> **What is being asked**
List each line of the data that holds the string "with", please.

> **Data records**

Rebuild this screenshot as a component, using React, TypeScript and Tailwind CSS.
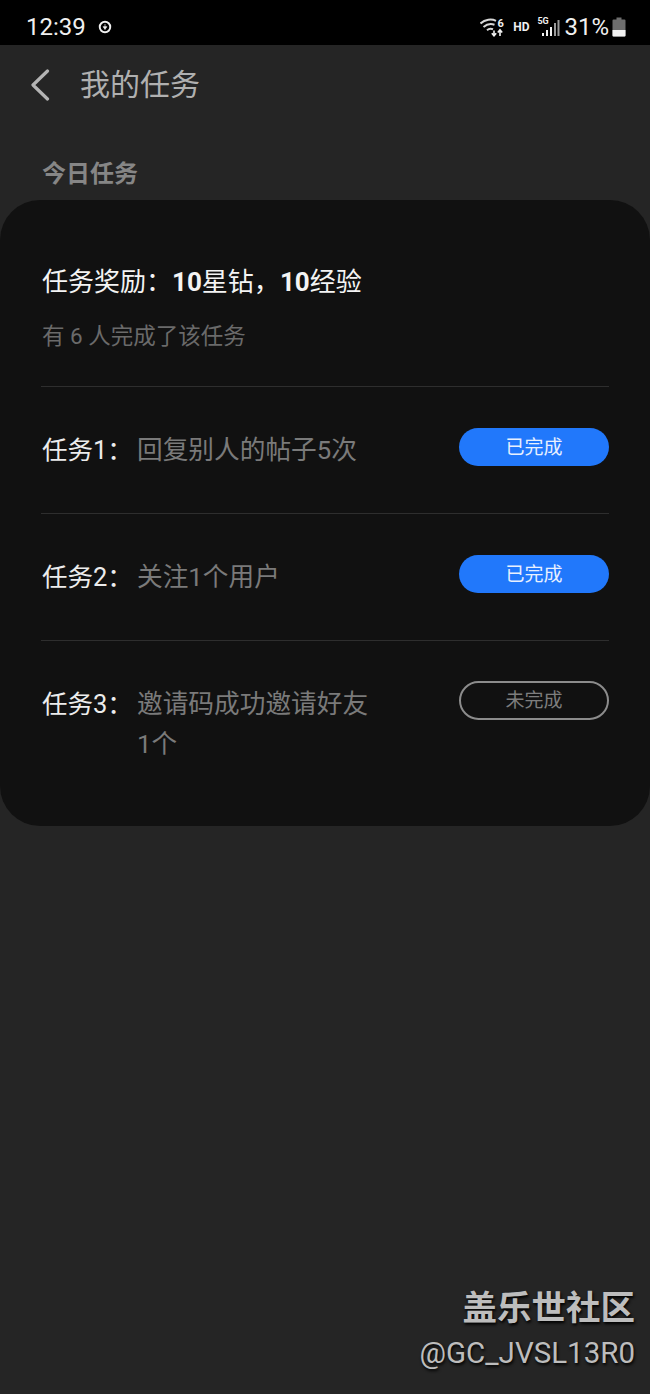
const tasks = [
  { label: '任务1：', desc: '回复别人的帖子5次', done: true },
  { label: '任务2：', desc: '关注1个用户', done: true },
  { label: '任务3：', desc: '邀请码成功邀请好友1个', done: false },
];

const StatusBar = () => (
  <div className="flex h-[45px] shrink-0 items-center bg-black pl-[26px] pr-[24px] pt-[9px] text-[#f0f0f0]">
    <span className="text-[24px] leading-none">12:39</span>
    <svg width="14" height="14" viewBox="0 0 16 16" className="ml-[12px]" fill="none">
      <circle cx="8" cy="8" r="6" stroke="#f0f0f0" strokeWidth="2.200" />
      <path d="M8 4.500v3.300M5.900 7.600 8 10.800l2.100-3.200z" fill="#f0f0f0" stroke="#f0f0f0" strokeWidth="0.800" />
    </svg>
    <div className="ml-auto flex items-center">
      {/* wifi 6 with up/down arrows */}
      <svg width="26" height="20" viewBox="0 0 26 20" fill="none">
        <path d="M0.500 6.500C5 2.200 11.500 1.500 16 3.800" stroke="#d8d8d8" strokeWidth="2" />
        <path d="M3.500 10C7 7 11 6.500 14.500 7.800" stroke="#d8d8d8" strokeWidth="2" />
        <path d="M7 13.200c1.800-1.500 4-1.700 6-.9" stroke="#d8d8d8" strokeWidth="2" />
        <path d="M14 13.500v5M11.800 16.200l2.200 2.600 2.200-2.600" stroke="#f0f0f0" strokeWidth="1.600" />
        <path d="M20 19v-6M17.800 15.400l2.200-2.600 2.200 2.600" stroke="#f0f0f0" strokeWidth="1.600" />
        <text x="17.500" y="10" fontSize="11" fontWeight="700" fill="#f0f0f0">6</text>
      </svg>
      <span className="ml-[7px] text-[12px] font-bold leading-none">HD</span>
      <div className="relative ml-[8px] h-[20px] w-[23px]">
        <span className="absolute left-0 top-0 text-[9px] font-bold leading-none">5G</span>
        <svg width="23" height="20" viewBox="0 0 23 20" className="absolute left-0 top-0">
          <rect x="5" y="16" width="2" height="3" fill="#f0f0f0" />
          <rect x="9" y="13" width="2" height="6" fill="#f0f0f0" />
          <rect x="13" y="10" width="2" height="9" fill="#f0f0f0" />
          <rect x="17" y="6" width="2" height="13" fill="#9a9a9a" />
          <rect x="20.500" y="3" width="2" height="16" fill="#9a9a9a" />
        </svg>
      </div>
      <span className="ml-[4px] text-[24px] leading-none">31%</span>
      <svg width="14" height="20" viewBox="0 0 14 20" className="ml-[3px]">
        <path d="M4.500 0.500h5v2H12.500a1 1 0 0 1 1 1v15a1 1 0 0 1-1 1H1.500a1 1 0 0 1-1-1V3.500a1 1 0 0 1 1-1h3z" fill="#6e6e6e" />
        <path d="M0.500 13h13v5.500a1 1 0 0 1-1 1H1.500a1 1 0 0 1-1-1z" fill="#f2f2f2" />
      </svg>
    </div>
  </div>
);

const TaskRow = ({ label, desc, done }: { label: string; desc: string; done: boolean }) => (
  <div className="flex h-[127px] items-start border-t border-[#2e2e2e] pt-[41px]">
    <div className="flex w-[96px] shrink-0 pl-[1px] pt-[2px] text-[25.500px] leading-[40px] text-[#ececec]">{label}</div>
    <div className="w-[240px] pt-[2px] text-[25.700px] leading-[40px] text-[#7a7a7a]">{desc}</div>
    {done ? (
      <div className="ml-auto flex h-[38px] w-[150px] items-center justify-center rounded-full bg-[#2178fb] pt-[2px] text-[19px] text-[#e8f0ff]">
        已完成
      </div>
    ) : (
      <div className="-mt-[1px] ml-auto flex h-[39px] w-[150px] items-center justify-center rounded-full border-2 border-[#8c8c8c] pt-[1px] text-[19px] text-[#7d7d7d]">
        未完成
      </div>
    )}
  </div>
);

export default function App() {
  return (
    <div className="relative flex h-[1394px] w-[650px] flex-col overflow-hidden bg-[#252525] font-['Roboto','Noto_Sans_CJK_SC',sans-serif]">
      <StatusBar />

      {/* Title bar */}
      <div className="flex h-[78px] shrink-0 items-center pl-[30px]">
        <svg width="20" height="32" viewBox="0 0 20 32" fill="none" className="mt-[1px]">
          <path d="M17.500 2 3 16l14.500 14" stroke="#b4b4b4" strokeWidth="3.200" strokeLinecap="round" strokeLinejoin="round" />
        </svg>
        <h1 className="ml-[30px] pt-[1px] text-[30px] font-normal leading-none text-[#b0b0b0]">我的任务</h1>
      </div>

      <div className="flex h-[77px] shrink-0 items-start pl-[42px] pt-[37px]">
        <h2 className="text-[24px] font-bold leading-[28px] text-[#868686]">今日任务</h2>
      </div>

      {/* Card */}
      <div className="h-[626px] shrink-0 rounded-[40px] bg-[#111111] px-[41px] pt-[64px]">
        <div className="flex pl-[1px] text-[26px] font-normal leading-[36px] text-[#f4f4f4]">
          任务奖励：<b className="font-bold">10</b>星钻，<b className="font-bold">10</b>经验
        </div>
        <p className="mt-[21px] h-[65px] pl-[1px] text-[22.500px] leading-[30px] text-[#6a6a6a]">有 6 人完成了该任务</p>
        {tasks.map((task) => (
          <TaskRow key={task.label} {...task} />
        ))}
      </div>

      {/* Watermark */}
      <div className="absolute bottom-[18px] right-[15px] flex flex-col items-end text-[#bdbdbd] [text-shadow:1px_2px_3px_#000]">
        <span className="text-[34.500px] font-bold leading-[44px]">盖乐世社区</span>
        <span className="text-[29.500px] leading-[46px]">@GC_JVSL13R0</span>
      </div>
    </div>
  );
}
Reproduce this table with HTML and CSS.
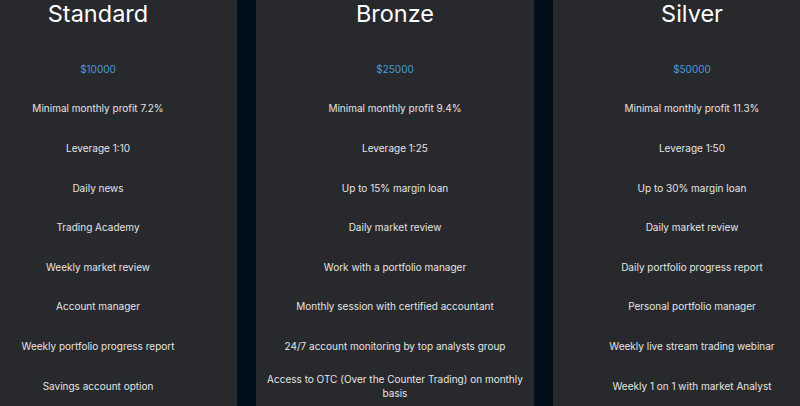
FILE: index.html
```html
<!DOCTYPE html>
<html lang="en">
<head>
<meta charset="utf-8">
<title>Plans</title>
<link rel="stylesheet" href="styles.css">
</head>
<body>
<div class="track">
  <section class="card">
    <h2 class="title">Standard</h2>
    <ul class="list">
      <li class="price">$10000</li>
      <li>Minimal monthly profit 7.2%</li>
      <li>Leverage 1:10</li>
      <li>Daily news</li>
      <li>Trading Academy</li>
      <li>Weekly market review</li>
      <li>Account manager</li>
      <li>Weekly portfolio progress report</li>
      <li>Savings account option</li>
    </ul>
  </section>
  <section class="card">
    <h2 class="title">Bronze</h2>
    <ul class="list">
      <li class="price">$25000</li>
      <li>Minimal monthly profit 9.4%</li>
      <li>Leverage 1:25</li>
      <li>Up to 15% margin loan</li>
      <li>Daily market review</li>
      <li>Work with a portfolio manager</li>
      <li>Monthly session with certified accountant</li>
      <li>24/7 account monitoring by top analysts group</li>
      <li>Access to OTC (Over the Counter Trading) on monthly basis</li>
    </ul>
  </section>
  <section class="card">
    <h2 class="title">Silver</h2>
    <ul class="list">
      <li class="price">$50000</li>
      <li>Minimal monthly profit 11.3%</li>
      <li>Leverage 1:50</li>
      <li>Up to 30% margin loan</li>
      <li>Daily market review</li>
      <li>Daily portfolio progress report</li>
      <li>Personal portfolio manager</li>
      <li>Weekly live stream trading webinar</li>
      <li>Weekly 1 on 1 with market Analyst</li>
    </ul>
  </section>
</div>
</body>
</html>
```
FILE: styles.css
```css
html, body {
  margin: 0;
  padding: 0;
  background: #010f1a;
  overflow: hidden;
  height: 406px;
}
.track {
  display: flex;
  gap: 19px;
  margin-left: -41px;
  width: 900px;
}
.card {
  flex: 0 0 278px;
  background: #28292c;
  height: 420px;
  padding: 0 11px;
  box-sizing: border-box;
  text-align: center;
}
.title {
  margin: 0;
  font-family: Inter, "Liberation Sans", sans-serif;
  font-weight: 400;
  font-size: 23.5px;
  line-height: 28px;
  color: #ffffff;
}
.list {
  list-style: none;
  margin: 21px 0 0;
  padding: 0;
  font-family: Inter, "Liberation Sans", sans-serif;
  font-size: 10px;
  line-height: 14px;
  color: #e4e4e4;
}
.list li {
  height: 39.6px;
  display: flex;
  align-items: center;
  justify-content: center;
}
.list .price {
  color: #4a9ad6;
}
```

> **Result**
      {/* wifi 6 with up/down arrows */}
Reproduce this table with HTML and CSS.
      <li>Work with a portfolio manager</li>
      <li>Monthly session with certified accountant</li>
      <li>Weekly 1 on 1 with market Analyst</li>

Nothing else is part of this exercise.